Enacted in December 2019, the Setting Every Community Up for Retirement Enhancement Act of 2019 (SECURE Act) requires defined contribution plans to provide “lifetime income illustrations” to participants. The purpose of this requirement is to help participants understand how their defined contribution plan accounts may translate into an income stream in retirement. The SECURE Act tasked the US Department of Labor (DOL) with issuing rules and model disclosures within one year of the SECURE Act that will guide plans in preparing and providing these lifetime income illustrations to participants.

Accordingly, the DOL issued an Interim Final Rule (Rule) on August 18 that sets forth the parameters and disclosures required to implement the lifetime income illustrations. As a threshold point, we note that the Rule only applies to defined contribution retirement plans (401(k) plans, 403(b) plans, etc.) and not to defined benefit pension plans. As such, all references herein to “plans” and “participants” pertain solely to defined contributions retirement plans and their participants.

A Primer to the Lifetime Income Illustration Rule

The concept of lifetime income illustrations for plans is not a new one. By way of example, the DOL published an advanced notice of proposed rulemaking in 2013 (2013 Notice) soliciting comments regarding a possible requirement to include lifetime income illustrations in quarterly participant benefit statements.
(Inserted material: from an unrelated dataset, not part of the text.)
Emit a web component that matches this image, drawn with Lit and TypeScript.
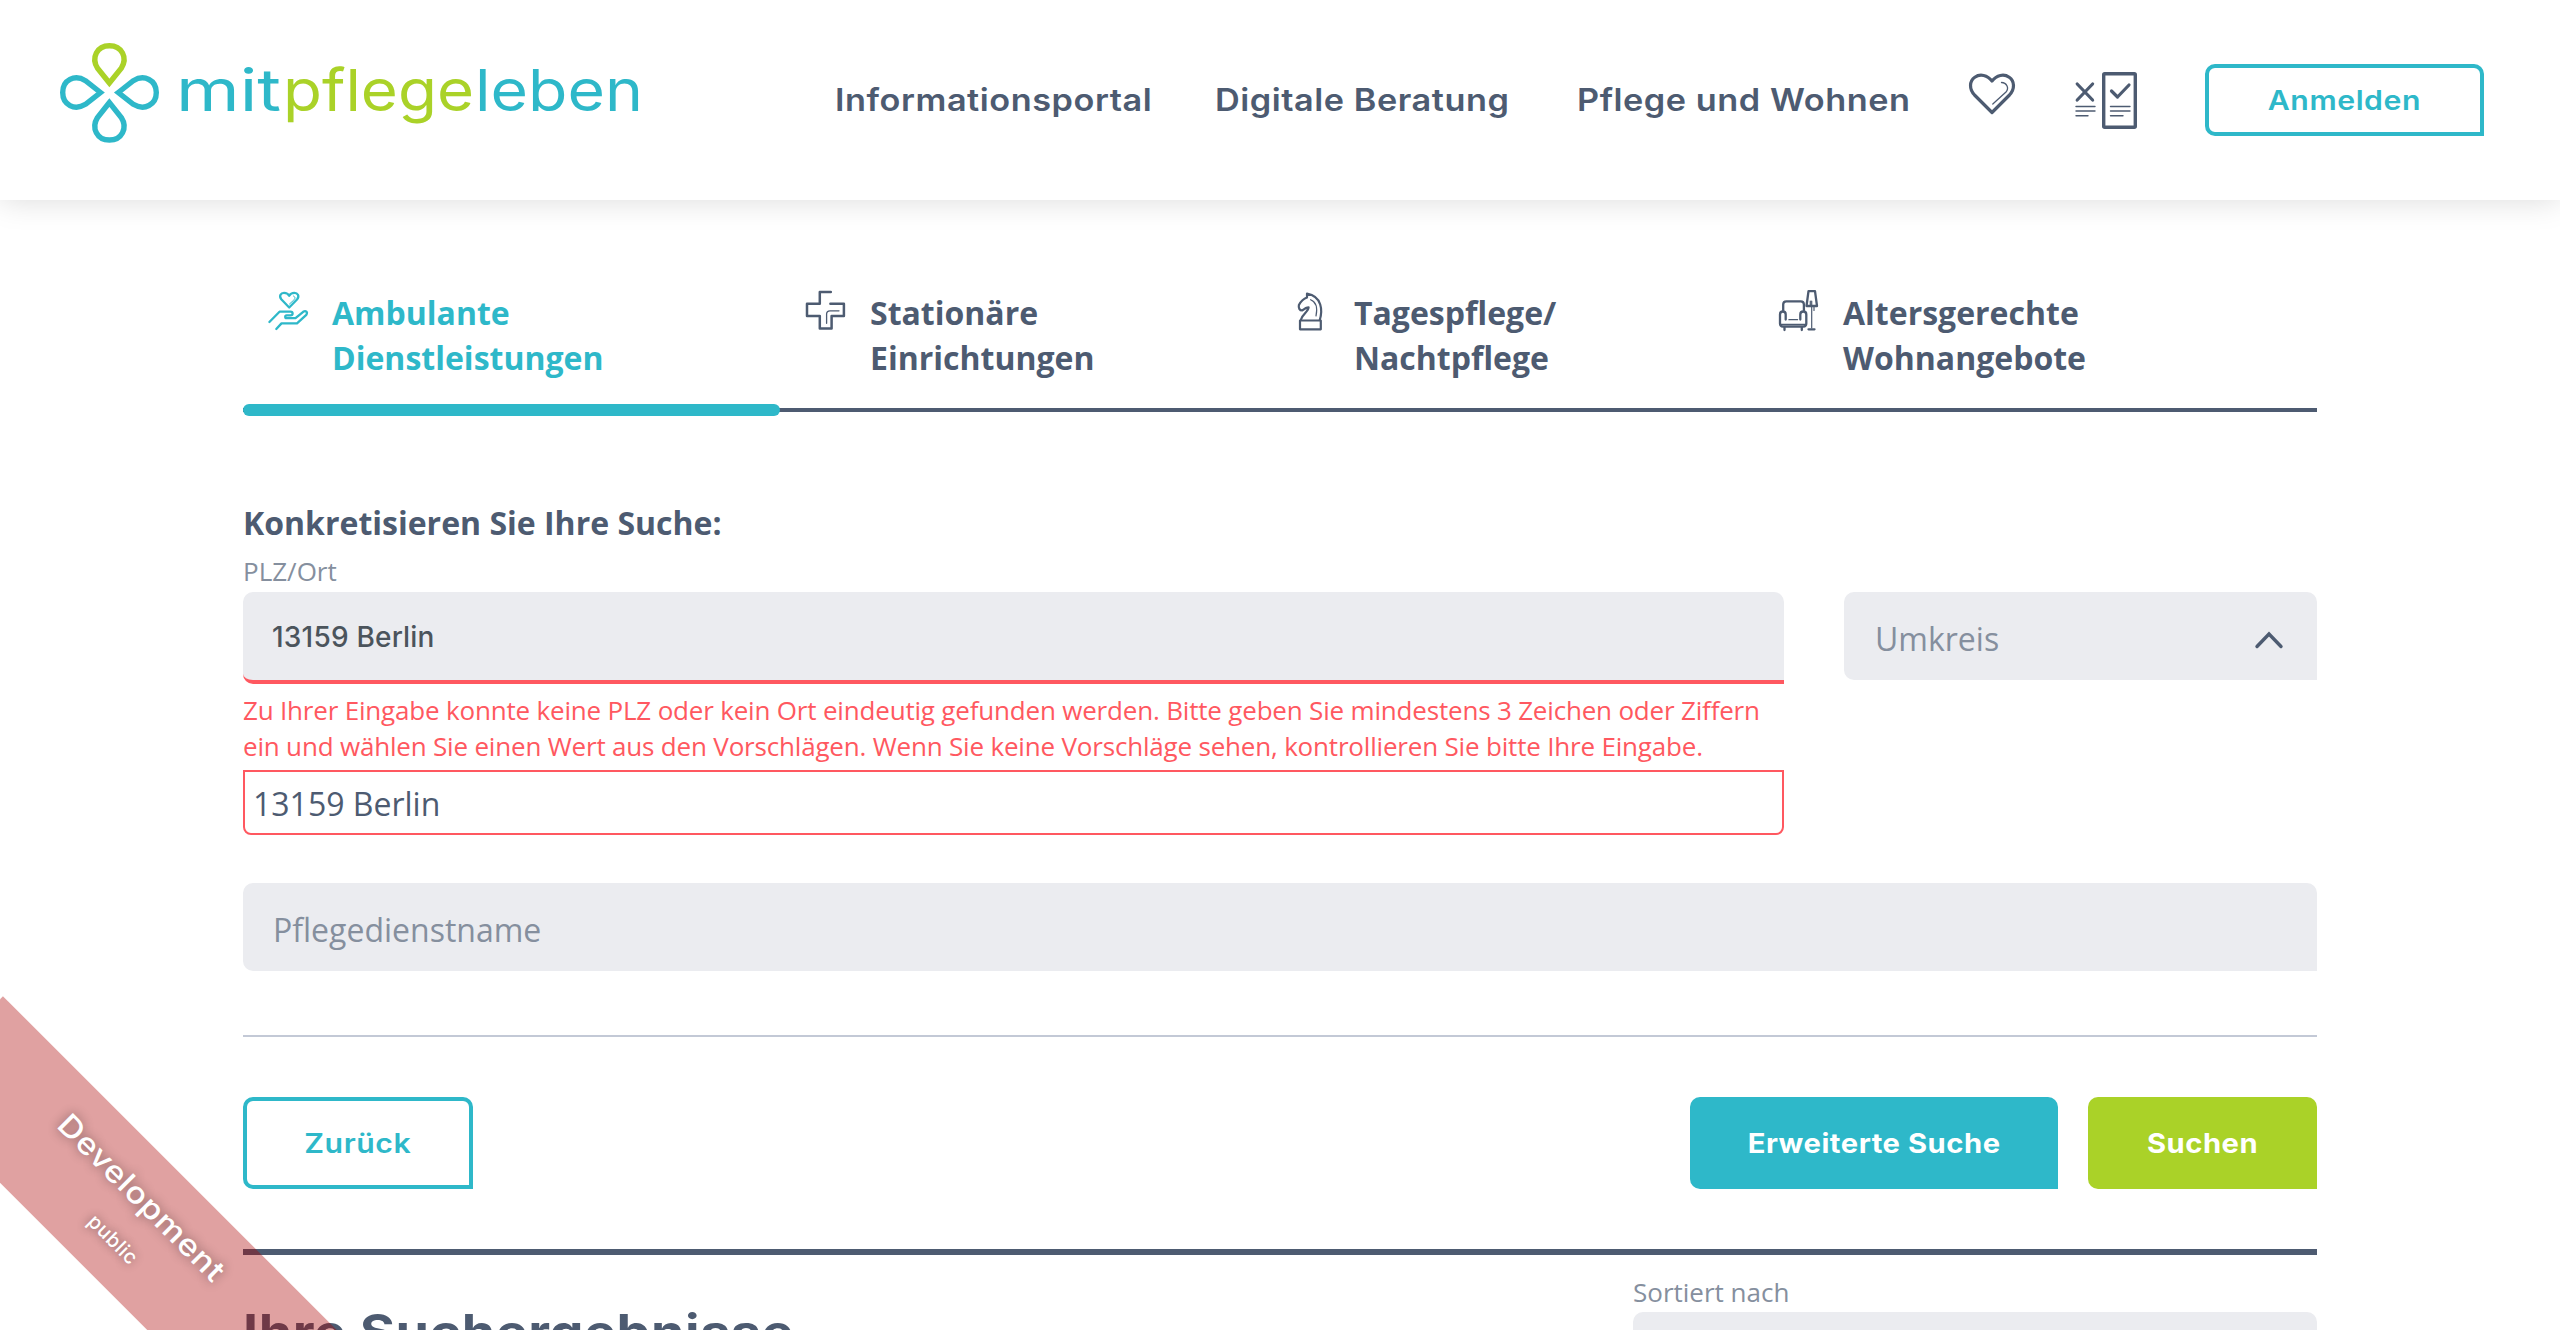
import { LitElement, html, css, svg } from "lit";
import { customElement } from "lit/decorators.js";

const clover = html`
  <svg class="logo" width="584" height="104" viewBox="0 0 584 104">
    <g fill="none" stroke-width="5.4" stroke-linejoin="miter" transform="translate(-1 0)">
      <path stroke="#aad228" d="M50.4 42 L38.5 27.2 C32 16.700 38 4.700 50.4 4.700 C62.800 4.700 69 16.700 62.300 27.200 Z" />
      <path stroke="#2eb8c9" d="M50.400 61.500 L38.500 76.500 C32 87 38 99 50.400 99 C62.800 99 69 87 62.300 76.500 Z" />
      <path stroke="#2eb8c9" d="M41.500 51.500 L26.500 39.700 C15.500 33 3.700 39.200 3.700 51.500 C3.700 63.800 15.500 70 26.500 63.300 Z" />
      <path stroke="#2eb8c9" d="M59.300 51.500 L74.300 39.700 C85.300 33 97.300 39.200 97.300 51.500 C97.300 63.800 85.300 70 74.300 63.300 Z" />
    </g>
    <g font-family="Inter, sans-serif" font-size="58">
      <text x="116" y="69.700" fill="#2eb8c9" textLength="105" lengthAdjust="spacingAndGlyphs">mit</text>
      <text x="223" y="69.700" fill="#aad228" textLength="191" lengthAdjust="spacingAndGlyphs">pflege</text>
      <text x="415" y="69.700" fill="#2eb8c9" textLength="168" lengthAdjust="spacingAndGlyphs">leben</text>
    </g>
  </svg>`;

const heart = html`
  <svg width="48" height="44" viewBox="0 0 48 44" fill="none" stroke="#4d5b71" stroke-linejoin="round">
    <path stroke-width="3.200" d="M24 40.500 L6.500 23 C1 17 1.300 9 6.800 5.200 C12 1.500 19.500 3 24 9 C28.500 3 36 1.500 41.200 5.200 C46.700 9 47 17 41.500 23 Z" />
    <path stroke-width="1.300" stroke-linecap="round" d="M33.500 10.500 C38.500 10.500 41.500 16 38 20 L24.800 32" />
  </svg>`;

const compare = html`
  <svg width="64" height="58" viewBox="0 0 64 58" fill="none" stroke="#4d5b71" stroke-linecap="round" stroke-linejoin="round">
    <rect x="29.700" y="1.700" width="31.600" height="53.500" rx="1" stroke-width="3.400" />
    <path stroke-width="3.200" d="M3.200 12 L18.600 28 M18.600 12 L3.200 28 M37.500 19 L43.500 25 L55 13" />
    <path stroke-width="1.400" d="M2 34.500 H21 M2 39 H21 M2 43.700 H14 M36.500 34.500 H56 M36.500 39 H56 M36.500 43.700 H49" />
  </svg>`;

const careIcon = svg`
  <path stroke-width="2.300" d="M22.200 17.500 L14.500 9.500 C11.500 6 14 2.800 17 2.800 C19.500 2.800 21.300 4 22.200 5.800 C23.100 4 24.900 2.800 27.400 2.800 C30.400 2.800 33 6 30 9.500 Z" />
  <path stroke-width="1" d="M26.500 6 C29 7 28 9 26.500 10.300 L22.500 14" />
  <path stroke-width="2.300" d="M2.400 32 L12.500 21.700 H23.500 C26.300 21.700 26.300 25.300 23.500 25.300 H19.500 C17.800 25.300 17.800 28.200 19.500 28.200 H28.500 L36.200 21.800 C38.800 20 41 22.300 39.300 24.800 L30 33.400 H14.500 L9.300 39" />`;

const crossIcon = svg`
  <path stroke-width="2.500" d="M25.800 4 H14.800 V15.700 H2 V28 H14.800 V40.500 H26.600 V28 H38.900 V15.700 H25.400" />
  <path stroke-width="1.300" d="M34 22.800 H25 Q21.600 22.800 21.600 26 V35.300" />`;

const knightIcon = svg`
  <path stroke-width="2.200" d="M4 29.500 H24.800 V38.300 H4 Z" />
  <path stroke-width="2.200" d="M23.800 29 C26.500 20 26.500 5.500 11 2.700 V6.500 C6.500 8 4.500 11 2.900 14 C2.300 17 3.500 19.500 6.200 19.500 C8 18 10 16.300 12.600 16.300 C12.600 20.500 6.500 23 5 28.500" />
  <path stroke-width="1.200" d="M14.600 8.700 C20.500 11 21.500 18 20 25" />`;

const chairIcon = svg`
  <path stroke-width="2.300" d="M5.200 22.500 V16.500 Q5.200 13.300 8.400 13.300 H22.700 Q25.900 13.300 25.900 16.500 V22.500" />
  <path stroke-width="2.300" d="M7.700 31.500 V26.500 C7.700 22.500 2 22.500 2 26.500 V35.500 Q2 38.500 5 38.500 H25.300 Q28.300 38.500 28.300 35.500 V26.500 C28.300 22.500 22.300 22.500 22.300 26.500 V31.500 M6.500 39 V42 M23.800 39 V42" />
  <path stroke-width="1.200" d="M10.900 31.700 H19.600 M3 36.300 H27 M33.700 13 V40 M36 18 V22.500 M32.300 13 V17" />
  <path stroke-width="2.300" d="M30.500 3.200 H37 L39 18 H28.500 Z M30.500 41.300 H36.500" />`;

const tabs = [
  { icon: careIcon, lines: ["Ambulante", "Dienstleistungen"], active: true },
  { icon: crossIcon, lines: ["Stationäre", "Einrichtungen"], active: false },
  { icon: knightIcon, lines: ["Tagespflege/", "Nachtpflege"], active: false, narrow: true },
  { icon: chairIcon, lines: ["Altersgerechte", "Wohnangebote"], active: false },
];

@customElement("app-root")
export class AppRoot extends LitElement {
  static styles = css`
    :host {
      display: block;
      position: relative;
      height: 1330px;
      overflow: hidden;
      background: #fff;
      color: #4d5b71;
      font-family: "Open Sans", sans-serif;
      font-size: 32px;
      line-height: 45px;
      white-space: nowrap;
    }
    * { box-sizing: border-box; }
    svg { display: block; flex: none; }

    .header {
      display: flex;
      height: 200px;
      padding-left: 60px;
      box-shadow: 0 0 30px rgba(0, 0, 0, 0.15);
    }
    .logo { margin-top: 41px; }
    .nav {
      display: grid;
      grid-template-columns: 380px 362px 391px;
      margin: 77px 0 0 191px;
      font: 600 31px/45px Inter, sans-serif;
      letter-spacing: 0.5px;
    }
    .wide {
      display: inline-block;
      justify-self: start;
      transform: scaleX(1.105);
      transform-origin: left;
    }
    .heart { margin-top: 72px; }
    .compare { margin: 72px 0 0 58px; }
    .button {
      display: flex;
      align-items: center;
      justify-content: center;
      height: 92px;
      padding-top: 1px;
      border-radius: 10px 10px 0 10px;
      font: 600 27px/40px Inter, sans-serif;
      letter-spacing: 0.5px;
    }
    .button .wide { transform: scaleX(1.12); transform-origin: center; }
    .outline { border: 4px solid #2eb8c9; color: #2eb8c9; }
    .login { width: 279px; height: 72px; margin: 64px 0 0 67px; }
    .back { width: 230px; }
    .extended { width: 368px; margin-left: auto; background: #2eb8c9; }
    .submit { width: 229px; margin-left: 30px; background: #aad228; }
    .extended, .submit { color: #fff; font-weight: 700; }
    .extended .wide, .submit .wide { transform: scaleX(1.08); }

    .main { width: 2074px; margin-left: 243px; padding-top: 90px; }
    .tabs {
      display: grid;
      grid-template-columns: 537px 484px 489px 1fr;
      height: 122px;
      border-bottom: 4px solid #4d5b71;
      font-weight: 700;
    }
    .tab { position: relative; display: flex; padding-left: 25px; }
    .tab svg { margin: -2px 22px 0 0; }
    .tab .narrow { margin: 1px 18px 0 7px; }
    .active { padding-left: 24px; color: #2eb8c9; }
    .active svg { margin: 0 22px 0 0; }
    .active::after {
      content: "";
      position: absolute;
      left: 0;
      right: 0;
      bottom: -8px;
      height: 12px;
      border-radius: 6px;
      background: #2eb8c9;
    }

    .title { margin: 88px 0 8px; font-size: 32px; line-height: 45px; font-weight: 700; }
    .label { height: 39px; font-size: 26px; line-height: 37px; color: #858f9e; }
    .row { display: grid; grid-template-columns: 1541px 473px; column-gap: 60px; }
    .field {
      display: flex;
      align-items: center;
      justify-content: space-between;
      height: 88px;
      padding: 4px 33px 0 30px;
      border-radius: 10px 10px 0 10px;
      background: #ebecf0;
      color: #858f9e;
    }
    .umkreis { margin-top: 39px; padding-left: 31px; }
    .umkreis svg { margin-top: 4px; }
    .invalid {
      height: 92px;
      padding: 1px 0 0 29px;
      border-bottom: 4px solid #ff5860;
      color: #4b545c;
      font: 500 28px/40px Inter, sans-serif;
      letter-spacing: 0.2px;
    }
    .error {
      margin: 8px 0 6px;
      font-size: 26px;
      line-height: 36px;
      letter-spacing: -0.186px;
      color: #ff5860;
    }
    .plain {
      height: 65px;
      padding: 9px 8px 0;
      border: 2px solid #ff5860;
      border-radius: 0 0 8px 8px;
    }
    .name { margin-top: 48px; }
    .actions {
      display: flex;
      margin-top: 64px;
      padding: 60px 0;
      border-top: 2px solid #c3c9d6;
    }
    .results {
      display: flex;
      justify-content: space-between;
      border-top: 6px solid #4d5b71;
    }
    .heading {
      margin: 47px 0 0;
      font: 700 48px/60px Inter, sans-serif;
      letter-spacing: 0.5px;
    }
    .heading .wide { transform: scaleX(1.12); }
    .sort { width: 684px; padding-top: 19px; }
    .sort .label { height: 38px; }

    .ribbon {
      position: absolute;
      left: -115.5px;
      top: 1146.8px;
      width: 482px;
      height: 134px;
      padding-top: 24px;
      transform: rotate(45deg);
      background: rgba(170, 0, 0, 0.37);
      color: #fff;
      text-align: center;
      text-shadow: 0 0 10px rgba(0, 0, 0, 0.45);
      font: 500 30px/40px Inter, sans-serif;
      letter-spacing: 0.5px;
    }
    .ribbon .wide { transform: scaleX(1.14); transform-origin: center; }
    .scope { padding-left: 18px; font-size: 20px; line-height: 60px; }
  `;

  render() {
    return html`
      <header class="header">
        ${clover}
        <nav class="nav">
          <span class="wide">Informationsportal</span>
          <span class="wide">Digitale Beratung</span>
          <span class="wide">Pflege und Wohnen</span>
        </nav>
        <div class="heart">${heart}</div>
        <div class="compare">${compare}</div>
        <div class="button outline login"><span class="wide">Anmelden</span></div>
      </header>
      <main class="main">
        <div class="tabs">
          ${tabs.map(
            (t) => html`<div class="tab ${t.active ? "active" : ""}">
              <svg class=${t.narrow ? "narrow" : ""} width=${t.narrow ? 40 : 43} height="44"
                viewBox="0 0 ${t.narrow ? 40 : 43} 44" fill="none" stroke="currentColor"
                stroke-linecap="round" stroke-linejoin="round">${t.icon}</svg>
              <div>${t.lines[0]}<br />${t.lines[1]}</div>
            </div>`
          )}
        </div>
        <h2 class="title">Konkretisieren Sie Ihre Suche:</h2>
        <div class="row">
          <div>
            <div class="label">PLZ/Ort</div>
            <div class="field invalid">13159 Berlin</div>
            <div class="error">
              Zu Ihrer Eingabe konnte keine PLZ oder kein Ort eindeutig gefunden werden. Bitte geben Sie mindestens 3 Zeichen oder Ziffern<br />
              ein und wählen Sie einen Wert aus den Vorschlägen. Wenn Sie keine Vorschläge sehen, kontrollieren Sie bitte Ihre Eingabe.
            </div>
            <div class="plain">13159 Berlin</div>
          </div>
          <div class="field umkreis">
            Umkreis
            <svg width="30" height="20" viewBox="0 0 30 20" fill="none" stroke="#4d5b71"
              stroke-width="3.400" stroke-linecap="round" stroke-linejoin="miter">
              <path d="M3 16.500 L15 4 L27 16.500" />
            </svg>
          </div>
        </div>
        <div class="field name">Pflegedienstname</div>
        <div class="actions">
          <div class="button outline back"><span class="wide">Zurück</span></div>
          <div class="button extended"><span class="wide">Erweiterte Suche</span></div>
          <div class="button submit"><span class="wide">Suchen</span></div>
        </div>
        <section class="results">
          <h1 class="heading"><span class="wide">Ihre Suchergebnisse</span></h1>
          <div class="sort">
            <div class="label">Sortiert nach</div>
            <div class="field"></div>
          </div>
        </section>
      </main>
      <div class="ribbon">
        <span class="wide">Development</span>
        <div class="scope">public</div>
      </div>
    `;
  }
}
The DOL received 125 comment letters in response to the 2013 Notice, but ultimately did not issue regulations or take any other formal action.

Against this background, the SECURE Act was signed into law in late 2019 and amended Section 105 of the Employee Retirement Income Security Act of 1974 (ERISA) to require that plans provide lifetime income illustrations to participants at least annually as part of participant benefit statements. In addition, as required by the SECURE Act, the Rule sets forth a detailed roadmap for calculating the required lifetime income illustrations, identifies specific assumptions for calculating lifetime income amounts, includes model disclosure language and provides certain liability protections to plans that provide lifetime income illustrations in accordance with the Rule.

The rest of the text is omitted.